[thelist] Creating Divs on the fly

Eric Costello eric at schwa.com
Thu Aug 10 11:41:45 CDT 2000

>It's interesting that you see this as a hack. When this technique of hidden
>frames was first explained to me it was explained with an apology that it
>was an awkward and inelegant way around a problem. I didn't see it this way
>at all. To me it was the key to designing Web pages with an object oriented
>strategy. I was quite excited because this is exactly what you do with

I agree it is exciting, useful, powerful, even fun. But it is a hack because
it is relying on technologies that were never intended to relay application
information.

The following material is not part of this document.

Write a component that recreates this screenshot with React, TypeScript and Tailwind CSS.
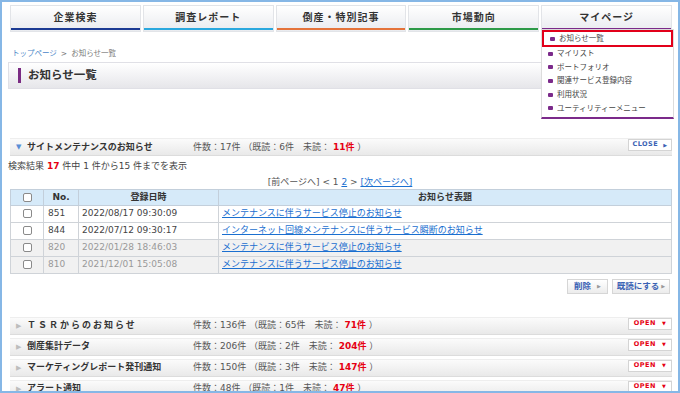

HTTP is a document transfer protocol, and browsers are document
viewers; hidden frame techniques subvert those intended uses in very cool
way, but it's still a subversion. However, it seems that with the rise of
XML as the chosen format for data transfer between objects and applications,
document transfer has become the new paradigm for passing application data.
Things are changing, but still: browsers were not designed to be used this
way. And I don't mean that in a stodgy way, like browsers are meant for one
thing and one thing only, and damn you if you try to change things. What I'm
saying is that because they weren't designed as application platforms, you
run into a ton of problems when you try to use them as such.

My intellectual satisfaction with the hidden frame technique takes a second
seat to the broad range of implementation problems that crop up in
applications built around such trickery. But that's not to say I don't like
to build them!

Also: let's hope that Mozilla changes all this, since they are building it
primarily as an application platform, secondarily as a browser.